** Start of MATERIAL PROVIDED **

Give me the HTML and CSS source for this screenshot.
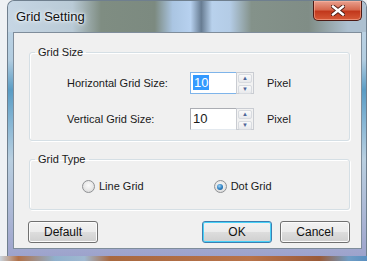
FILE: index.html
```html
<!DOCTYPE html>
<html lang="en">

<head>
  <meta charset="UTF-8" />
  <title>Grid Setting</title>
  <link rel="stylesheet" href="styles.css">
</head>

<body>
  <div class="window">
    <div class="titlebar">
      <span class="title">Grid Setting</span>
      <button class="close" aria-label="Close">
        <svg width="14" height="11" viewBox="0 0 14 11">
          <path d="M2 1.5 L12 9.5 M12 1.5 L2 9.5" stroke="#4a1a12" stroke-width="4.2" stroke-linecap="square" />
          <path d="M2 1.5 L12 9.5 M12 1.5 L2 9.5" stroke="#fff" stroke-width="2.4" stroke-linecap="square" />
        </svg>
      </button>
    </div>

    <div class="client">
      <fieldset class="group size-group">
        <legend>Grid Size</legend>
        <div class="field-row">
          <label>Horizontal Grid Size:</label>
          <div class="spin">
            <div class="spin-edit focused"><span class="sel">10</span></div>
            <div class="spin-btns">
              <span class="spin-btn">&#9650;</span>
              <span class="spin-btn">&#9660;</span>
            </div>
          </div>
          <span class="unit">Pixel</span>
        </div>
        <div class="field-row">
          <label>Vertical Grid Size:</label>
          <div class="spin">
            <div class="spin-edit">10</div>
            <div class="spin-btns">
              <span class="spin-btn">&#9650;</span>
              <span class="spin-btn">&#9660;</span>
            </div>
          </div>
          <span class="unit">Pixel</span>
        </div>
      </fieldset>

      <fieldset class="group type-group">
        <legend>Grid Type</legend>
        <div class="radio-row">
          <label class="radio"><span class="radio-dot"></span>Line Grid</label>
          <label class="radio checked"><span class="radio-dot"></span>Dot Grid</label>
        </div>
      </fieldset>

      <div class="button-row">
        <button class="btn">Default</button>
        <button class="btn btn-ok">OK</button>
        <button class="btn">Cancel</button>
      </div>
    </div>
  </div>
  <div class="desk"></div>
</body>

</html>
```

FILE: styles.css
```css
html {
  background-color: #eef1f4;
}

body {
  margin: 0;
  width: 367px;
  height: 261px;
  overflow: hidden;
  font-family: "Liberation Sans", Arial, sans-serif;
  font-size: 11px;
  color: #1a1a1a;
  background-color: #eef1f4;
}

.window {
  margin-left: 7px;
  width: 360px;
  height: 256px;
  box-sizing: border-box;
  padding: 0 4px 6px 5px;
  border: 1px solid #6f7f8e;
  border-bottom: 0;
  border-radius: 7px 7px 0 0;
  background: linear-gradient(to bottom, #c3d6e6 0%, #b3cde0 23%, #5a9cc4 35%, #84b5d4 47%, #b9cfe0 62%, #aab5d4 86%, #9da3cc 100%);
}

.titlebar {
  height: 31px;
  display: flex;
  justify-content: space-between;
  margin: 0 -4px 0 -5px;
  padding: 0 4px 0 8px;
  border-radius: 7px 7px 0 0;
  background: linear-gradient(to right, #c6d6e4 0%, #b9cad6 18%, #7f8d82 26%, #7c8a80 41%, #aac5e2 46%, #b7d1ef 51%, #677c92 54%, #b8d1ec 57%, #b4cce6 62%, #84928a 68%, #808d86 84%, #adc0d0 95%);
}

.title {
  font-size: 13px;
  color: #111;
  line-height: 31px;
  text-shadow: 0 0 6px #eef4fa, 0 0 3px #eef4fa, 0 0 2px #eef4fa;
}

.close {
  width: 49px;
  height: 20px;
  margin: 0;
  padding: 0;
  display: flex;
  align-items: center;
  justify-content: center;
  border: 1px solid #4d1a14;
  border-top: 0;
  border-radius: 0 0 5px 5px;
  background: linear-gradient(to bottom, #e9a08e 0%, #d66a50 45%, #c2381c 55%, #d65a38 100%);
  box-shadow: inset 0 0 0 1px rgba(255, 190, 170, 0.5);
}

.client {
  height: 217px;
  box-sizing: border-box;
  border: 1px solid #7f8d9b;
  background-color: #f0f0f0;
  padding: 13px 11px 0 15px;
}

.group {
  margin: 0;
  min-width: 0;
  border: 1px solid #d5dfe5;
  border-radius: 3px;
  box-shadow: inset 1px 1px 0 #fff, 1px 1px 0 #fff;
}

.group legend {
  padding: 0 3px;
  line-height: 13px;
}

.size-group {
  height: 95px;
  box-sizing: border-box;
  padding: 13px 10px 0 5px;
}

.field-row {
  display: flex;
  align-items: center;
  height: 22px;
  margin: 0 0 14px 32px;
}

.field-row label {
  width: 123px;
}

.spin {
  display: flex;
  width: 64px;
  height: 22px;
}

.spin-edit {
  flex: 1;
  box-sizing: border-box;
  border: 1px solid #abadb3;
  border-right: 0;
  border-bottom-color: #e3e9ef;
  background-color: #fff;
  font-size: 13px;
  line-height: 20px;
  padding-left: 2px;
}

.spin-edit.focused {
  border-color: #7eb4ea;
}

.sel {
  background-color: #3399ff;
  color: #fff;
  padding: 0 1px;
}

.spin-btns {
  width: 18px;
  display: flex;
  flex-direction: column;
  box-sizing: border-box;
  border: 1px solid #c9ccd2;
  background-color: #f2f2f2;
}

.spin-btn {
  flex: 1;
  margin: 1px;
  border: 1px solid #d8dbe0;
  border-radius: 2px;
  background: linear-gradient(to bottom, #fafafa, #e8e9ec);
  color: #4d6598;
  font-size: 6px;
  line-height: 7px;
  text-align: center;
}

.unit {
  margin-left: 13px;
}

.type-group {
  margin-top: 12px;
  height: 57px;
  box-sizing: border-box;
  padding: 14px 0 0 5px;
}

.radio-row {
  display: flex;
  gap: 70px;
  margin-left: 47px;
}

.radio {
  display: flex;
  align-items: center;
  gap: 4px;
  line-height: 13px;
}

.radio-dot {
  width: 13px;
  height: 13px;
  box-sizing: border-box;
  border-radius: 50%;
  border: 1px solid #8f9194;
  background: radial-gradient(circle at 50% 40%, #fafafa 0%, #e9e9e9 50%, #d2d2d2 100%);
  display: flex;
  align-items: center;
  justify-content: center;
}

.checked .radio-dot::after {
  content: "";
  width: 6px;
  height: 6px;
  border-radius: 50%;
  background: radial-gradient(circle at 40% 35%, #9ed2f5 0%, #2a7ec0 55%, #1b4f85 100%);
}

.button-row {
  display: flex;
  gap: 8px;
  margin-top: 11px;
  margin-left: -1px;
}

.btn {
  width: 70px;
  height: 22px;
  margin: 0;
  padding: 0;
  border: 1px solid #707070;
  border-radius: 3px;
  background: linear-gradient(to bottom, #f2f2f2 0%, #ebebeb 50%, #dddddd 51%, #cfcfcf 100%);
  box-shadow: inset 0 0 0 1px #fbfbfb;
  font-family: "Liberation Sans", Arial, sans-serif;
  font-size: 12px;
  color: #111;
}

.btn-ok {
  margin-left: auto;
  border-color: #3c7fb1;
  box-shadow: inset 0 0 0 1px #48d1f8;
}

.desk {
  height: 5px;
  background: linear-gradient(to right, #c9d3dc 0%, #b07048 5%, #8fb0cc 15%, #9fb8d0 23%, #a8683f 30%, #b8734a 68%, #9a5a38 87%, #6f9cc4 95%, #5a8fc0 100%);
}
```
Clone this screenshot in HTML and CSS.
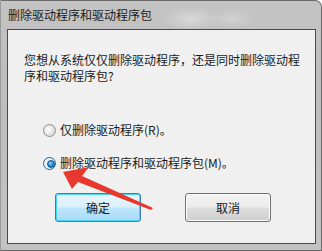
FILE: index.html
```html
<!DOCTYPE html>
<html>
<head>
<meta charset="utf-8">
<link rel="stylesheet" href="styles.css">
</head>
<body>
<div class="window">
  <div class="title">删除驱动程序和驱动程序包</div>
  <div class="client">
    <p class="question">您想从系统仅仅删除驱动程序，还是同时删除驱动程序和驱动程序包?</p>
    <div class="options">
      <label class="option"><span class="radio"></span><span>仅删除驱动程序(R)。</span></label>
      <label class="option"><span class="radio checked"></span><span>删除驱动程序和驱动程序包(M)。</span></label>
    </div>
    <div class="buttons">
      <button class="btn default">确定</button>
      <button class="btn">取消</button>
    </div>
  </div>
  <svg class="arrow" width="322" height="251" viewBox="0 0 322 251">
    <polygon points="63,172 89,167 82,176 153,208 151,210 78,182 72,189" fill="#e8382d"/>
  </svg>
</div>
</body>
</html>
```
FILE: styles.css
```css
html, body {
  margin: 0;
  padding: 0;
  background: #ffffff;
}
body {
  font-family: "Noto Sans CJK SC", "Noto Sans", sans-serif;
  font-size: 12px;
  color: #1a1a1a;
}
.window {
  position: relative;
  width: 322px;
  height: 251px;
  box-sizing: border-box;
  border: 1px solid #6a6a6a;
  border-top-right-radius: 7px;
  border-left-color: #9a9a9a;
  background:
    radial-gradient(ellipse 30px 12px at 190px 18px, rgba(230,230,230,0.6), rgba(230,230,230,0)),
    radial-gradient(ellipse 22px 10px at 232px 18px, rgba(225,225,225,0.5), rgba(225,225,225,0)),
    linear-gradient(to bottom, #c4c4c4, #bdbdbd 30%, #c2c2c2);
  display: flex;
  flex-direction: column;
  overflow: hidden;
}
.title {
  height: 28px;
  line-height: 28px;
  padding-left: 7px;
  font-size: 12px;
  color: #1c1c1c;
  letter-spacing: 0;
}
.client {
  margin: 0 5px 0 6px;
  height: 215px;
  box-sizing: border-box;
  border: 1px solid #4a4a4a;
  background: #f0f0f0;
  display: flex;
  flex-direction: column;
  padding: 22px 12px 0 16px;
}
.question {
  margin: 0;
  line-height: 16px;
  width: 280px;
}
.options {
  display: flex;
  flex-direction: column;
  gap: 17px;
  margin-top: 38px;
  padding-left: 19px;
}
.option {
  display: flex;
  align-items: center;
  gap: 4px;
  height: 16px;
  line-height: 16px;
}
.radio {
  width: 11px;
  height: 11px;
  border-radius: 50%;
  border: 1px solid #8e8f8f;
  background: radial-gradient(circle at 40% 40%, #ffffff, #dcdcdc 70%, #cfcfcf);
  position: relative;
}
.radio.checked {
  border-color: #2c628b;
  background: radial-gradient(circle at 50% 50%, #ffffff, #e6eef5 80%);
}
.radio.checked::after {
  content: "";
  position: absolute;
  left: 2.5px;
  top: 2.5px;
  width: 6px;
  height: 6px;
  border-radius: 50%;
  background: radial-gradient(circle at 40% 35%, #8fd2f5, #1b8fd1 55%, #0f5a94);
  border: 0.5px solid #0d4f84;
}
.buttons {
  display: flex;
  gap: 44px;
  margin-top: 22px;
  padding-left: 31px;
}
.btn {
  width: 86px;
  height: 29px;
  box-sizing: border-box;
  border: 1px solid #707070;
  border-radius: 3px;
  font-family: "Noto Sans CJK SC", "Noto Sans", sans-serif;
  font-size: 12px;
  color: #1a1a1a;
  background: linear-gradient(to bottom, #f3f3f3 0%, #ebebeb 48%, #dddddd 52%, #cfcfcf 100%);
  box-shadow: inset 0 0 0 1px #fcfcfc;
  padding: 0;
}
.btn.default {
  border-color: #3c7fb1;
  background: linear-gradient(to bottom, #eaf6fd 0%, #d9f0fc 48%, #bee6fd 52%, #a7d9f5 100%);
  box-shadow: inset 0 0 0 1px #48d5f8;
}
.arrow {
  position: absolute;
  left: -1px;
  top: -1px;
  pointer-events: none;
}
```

** End of MATERIAL PROVIDED **

=== JOB ===
Among the entries, how many lines include the word "screenshot"? Answer with a single number and nothing further.

=== TASK RESPONSE ===
2